## Material:
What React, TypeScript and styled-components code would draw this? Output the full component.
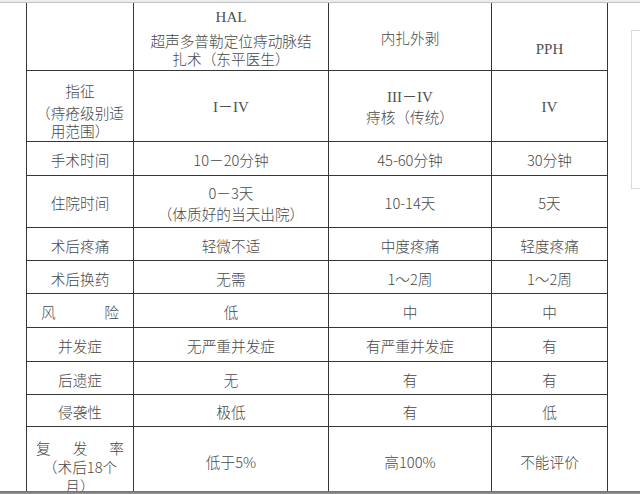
import { ReactNode } from 'react'
import styled, { createGlobalStyle } from 'styled-components'

const GlobalStyle = createGlobalStyle`
  html, body {
    margin: 0;
    padding: 0;
    background: #ffffff;
  }
  body {
    width: 640px;
    height: 494px;
    overflow: hidden;
    font-family: "Noto Sans CJK SC", "Noto Sans", sans-serif;
    font-weight: 300;
    color: #474747;
  }
`

const Page = styled.div`
  width: 640px;
  height: 494px;
  display: flex;
  flex-direction: column;
  overflow: hidden;
`

const TopRule = styled.div`
  flex-shrink: 0;
  height: 2px;
  background: #ececec;
  border-bottom: 1px solid #c2c2c2;
`

const Main = styled.div`
  flex: 1;
  min-height: 0;
  display: flex;
  overflow: hidden;
`

const Sheet = styled.div`
  flex-shrink: 0;
  margin-left: 26px;
  width: 582px;
`

const Grid = styled.table`
  width: 582px;
  table-layout: fixed;
  border-collapse: collapse;
  font-size: 14.67px;
`

const Row = styled.tr<{ $h: number }>`
  height: ${({ $h }) => $h}px;
`

const Cell = styled.td<{ $top?: boolean; $shift?: number }>`
  padding: ${({ $shift = 0 }) => ($shift > 0 ? $shift : 0) + 3}px 0
    ${({ $shift = 0 }) => ($shift < 0 ? -$shift : 0)}px;
  border: 1px solid #363636;
  border-top: ${({ $top }) => ($top ? 'none' : '1px solid #363636')};
  text-align: center;
  vertical-align: middle;
  line-height: 19px;
  white-space: nowrap;
`

const Lines = styled.div<{ $lh: number }>`
  line-height: ${({ $lh }) => $lh}px;
`

const FirstLine = styled.div`
  line-height: 26px;
`

const Roman = styled.div<{ $gap?: number }>`
  font-family: "Liberation Serif", "Noto Sans CJK SC", serif;
  font-weight: 400;
  font-size: 15px;
  color: #505050;
  line-height: 20px;
  margin-bottom: ${({ $gap = 0 }) => $gap}px;
`

const Spread = styled.div<{ $pad: number }>`
  display: flex;
  justify-content: space-between;
  padding: 0 ${({ $pad }) => $pad}px;
`

const SidePanel = styled.div`
  flex-shrink: 0;
  margin-left: auto;
  margin-top: 27px;
  width: 8px;
  height: 157px;
  border: 1px solid #dadada;
  border-right: none;
`

const BottomBar = styled.div`
  flex-shrink: 0;
  height: 3px;
  background: linear-gradient(#6a6a6a, #9c9c9c);
`

type SimpleRow = {
  label: ReactNode
  h: number
  cells: ReactNode[]
}

const rows: SimpleRow[] = [
  { label: '手术时间', h: 34, cells: ['10－20分钟', '45-60分钟', '30分钟'] },
  {
    label: '住院时间',
    h: 52,
    cells: [
      <>
        0－3天
        <br />
        （体质好的当天出院）
      </>,
      '10-14天',
      '5天',
    ],
  },
  { label: '术后疼痛', h: 33, cells: ['轻微不适', '中度疼痛', '轻度疼痛'] },
  { label: '术后换药', h: 33, cells: ['无需', '1～2周', '1～2周'] },
  {
    label: (
      <Spread $pad={14}>
        <span>风</span>
        <span>险</span>
      </Spread>
    ),
    h: 34,
    cells: ['低', '中', '中'],
  },
  { label: '并发症', h: 34, cells: ['无严重并发症', '有严重并发症', '有'] },
  { label: '后遗症', h: 33, cells: ['无', '有', '有'] },
  { label: '侵袭性', h: 32, cells: ['极低', '有', '低'] },
]

const App = () => {
  return (
    <>
      <GlobalStyle />
      <Page>
        <TopRule />
        <Main>
          <Sheet>
            <Grid>
              <colgroup>
                <col style={{ width: 107 }} />
                <col style={{ width: 195 }} />
                <col style={{ width: 163 }} />
                <col style={{ width: 116 }} />
              </colgroup>
              <tbody>
                <Row $h={67}>
                  <Cell $top />
                  <Cell $top>
                    <Roman $gap={5}>HAL</Roman>
                    <Lines $lh={18}>
                      超声多普勒定位痔动脉结
                      <br />
                      扎术（东平医生）
                    </Lines>
                  </Cell>
                  <Cell $top>内扎外剥</Cell>
                  <Cell $top $shift={22}>
                    <Roman>PPH</Roman>
                  </Cell>
                </Row>
                <Row $h={71}>
                  <Cell $shift={4}>
                    <Lines $lh={18}>
                      <FirstLine>指征</FirstLine>
                      （痔疮级别适
                      <br />
                      用范围）
                    </Lines>
                  </Cell>
                  <Cell>
                    <Roman>I－IV</Roman>
                  </Cell>
                  <Cell>
                    <Roman>III－IV</Roman>
                    <Lines $lh={20}>痔核（传统）</Lines>
                  </Cell>
                  <Cell>
                    <Roman>IV</Roman>
                  </Cell>
                </Row>
                {rows.map((r, i) => (
                  <Row key={i} $h={r.h}>
                    <Cell>{r.label}</Cell>
                    {r.cells.map((c, j) => (
                      <Cell key={j}>
                        <Lines $lh={21}>{c}</Lines>
                      </Cell>
                    ))}
                  </Row>
                ))}
                <Row $h={80}>
                  <Cell $shift={-2}>
                    <Spread $pad={9}>
                      <span>复</span>
                      <span>发</span>
                      <span>率</span>
                    </Spread>
                    <Lines $lh={19}>
                      （术后18个
                      <br />
                      月）
                    </Lines>
                  </Cell>
                  <Cell $shift={-12}>低于5%</Cell>
                  <Cell $shift={-12}>高100%</Cell>
                  <Cell $shift={-12}>不能评价</Cell>
                </Row>
              </tbody>
            </Grid>
          </Sheet>
          <SidePanel />
        </Main>
        <BottomBar />
      </Page>
    </>
  )
}

export default App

## What this task involves:
Restate the listing above word for word, and skip the pictures.

## The answer:
What React, TypeScript and styled-components code would draw this? Output the full component.
import { ReactNode } from 'react'
import styled, { createGlobalStyle } from 'styled-components'

const GlobalStyle = createGlobalStyle`
  html, body {
    margin: 0;
    padding: 0;
    background: #ffffff;
  }
  body {
    width: 640px;
    height: 494px;
    overflow: hidden;
    font-family: "Noto Sans CJK SC", "Noto Sans", sans-serif;
    font-weight: 300;
    color: #474747;
  }
`

const Page = styled.div`
  width: 640px;
  height: 494px;
  display: flex;
  flex-direction: column;
  overflow: hidden;
`

const TopRule = styled.div`
  flex-shrink: 0;
  height: 2px;
  background: #ececec;
  border-bottom: 1px solid #c2c2c2;
`

const Main = styled.div`
  flex: 1;
  min-height: 0;
  display: flex;
  overflow: hidden;
`

const Sheet = styled.div`
  flex-shrink: 0;
  margin-left: 26px;
  width: 582px;
`

const Grid = styled.table`
  width: 582px;
  table-layout: fixed;
  border-collapse: collapse;
  font-size: 14.67px;
`

const Row = styled.tr<{ $h: number }>`
  height: ${({ $h }) => $h}px;
`

const Cell = styled.td<{ $top?: boolean; $shift?: number }>`
  padding: ${({ $shift = 0 }) => ($shift > 0 ? $shift : 0) + 3}px 0
    ${({ $shift = 0 }) => ($shift < 0 ? -$shift : 0)}px;
  border: 1px solid #363636;
  border-top: ${({ $top }) => ($top ? 'none' : '1px solid #363636')};
  text-align: center;
  vertical-align: middle;
  line-height: 19px;
  white-space: nowrap;
`

const Lines = styled.div<{ $lh: number }>`
  line-height: ${({ $lh }) => $lh}px;
`

const FirstLine = styled.div`
  line-height: 26px;
`

const Roman = styled.div<{ $gap?: number }>`
  font-family: "Liberation Serif", "Noto Sans CJK SC", serif;
  font-weight: 400;
  font-size: 15px;
  color: #505050;
  line-height: 20px;
  margin-bottom: ${({ $gap = 0 }) => $gap}px;
`

const Spread = styled.div<{ $pad: number }>`
  display: flex;
  justify-content: space-between;
  padding: 0 ${({ $pad }) => $pad}px;
`

const SidePanel = styled.div`
  flex-shrink: 0;
  margin-left: auto;
  margin-top: 27px;
  width: 8px;
  height: 157px;
  border: 1px solid #dadada;
  border-right: none;
`

const BottomBar = styled.div`
  flex-shrink: 0;
  height: 3px;
  background: linear-gradient(#6a6a6a, #9c9c9c);
`

type SimpleRow = {
  label: ReactNode
  h: number
  cells: ReactNode[]
}

const rows: SimpleRow[] = [
  { label: '手术时间', h: 34, cells: ['10－20分钟', '45-60分钟', '30分钟'] },
  {
    label: '住院时间',
    h: 52,
    cells: [
      <>
        0－3天
        <br />
        （体质好的当天出院）
      </>,
      '10-14天',
      '5天',
    ],
  },
  { label: '术后疼痛', h: 33, cells: ['轻微不适', '中度疼痛', '轻度疼痛'] },
  { label: '术后换药', h: 33, cells: ['无需', '1～2周', '1～2周'] },
  {
    label: (
      <Spread $pad={14}>
        <span>风</span>
        <span>险</span>
      </Spread>
    ),
    h: 34,
    cells: ['低', '中', '中'],
  },
  { label: '并发症', h: 34, cells: ['无严重并发症', '有严重并发症', '有'] },
  { label: '后遗症', h: 33, cells: ['无', '有', '有'] },
  { label: '侵袭性', h: 32, cells: ['极低', '有', '低'] },
]

const App = () => {
  return (
    <>
      <GlobalStyle />
      <Page>
        <TopRule />
        <Main>
          <Sheet>
            <Grid>
              <colgroup>
                <col style={{ width: 107 }} />
                <col style={{ width: 195 }} />
                <col style={{ width: 163 }} />
                <col style={{ width: 116 }} />
              </colgroup>
              <tbody>
                <Row $h={67}>
                  <Cell $top />
                  <Cell $top>
                    <Roman $gap={5}>HAL</Roman>
                    <Lines $lh={18}>
                      超声多普勒定位痔动脉结
                      <br />
                      扎术（东平医生）
                    </Lines>
                  </Cell>
                  <Cell $top>内扎外剥</Cell>
                  <Cell $top $shift={22}>
                    <Roman>PPH</Roman>
                  </Cell>
                </Row>
                <Row $h={71}>
                  <Cell $shift={4}>
                    <Lines $lh={18}>
                      <FirstLine>指征</FirstLine>
                      （痔疮级别适
                      <br />
                      用范围）
                    </Lines>
                  </Cell>
                  <Cell>
                    <Roman>I－IV</Roman>
                  </Cell>
                  <Cell>
                    <Roman>III－IV</Roman>
                    <Lines $lh={20}>痔核（传统）</Lines>
                  </Cell>
                  <Cell>
                    <Roman>IV</Roman>
                  </Cell>
                </Row>
                {rows.map((r, i) => (
                  <Row key={i} $h={r.h}>
                    <Cell>{r.label}</Cell>
                    {r.cells.map((c, j) => (
                      <Cell key={j}>
                        <Lines $lh={21}>{c}</Lines>
                      </Cell>
                    ))}
                  </Row>
                ))}
                <Row $h={80}>
                  <Cell $shift={-2}>
                    <Spread $pad={9}>
                      <span>复</span>
                      <span>发</span>
                      <span>率</span>
                    </Spread>
                    <Lines $lh={19}>
                      （术后18个
                      <br />
                      月）
                    </Lines>
                  </Cell>
                  <Cell $shift={-12}>低于5%</Cell>
                  <Cell $shift={-12}>高100%</Cell>
                  <Cell $shift={-12}>不能评价</Cell>
                </Row>
              </tbody>
            </Grid>
          </Sheet>
          <SidePanel />
        </Main>
        <BottomBar />
      </Page>
    </>
  )
}

export default App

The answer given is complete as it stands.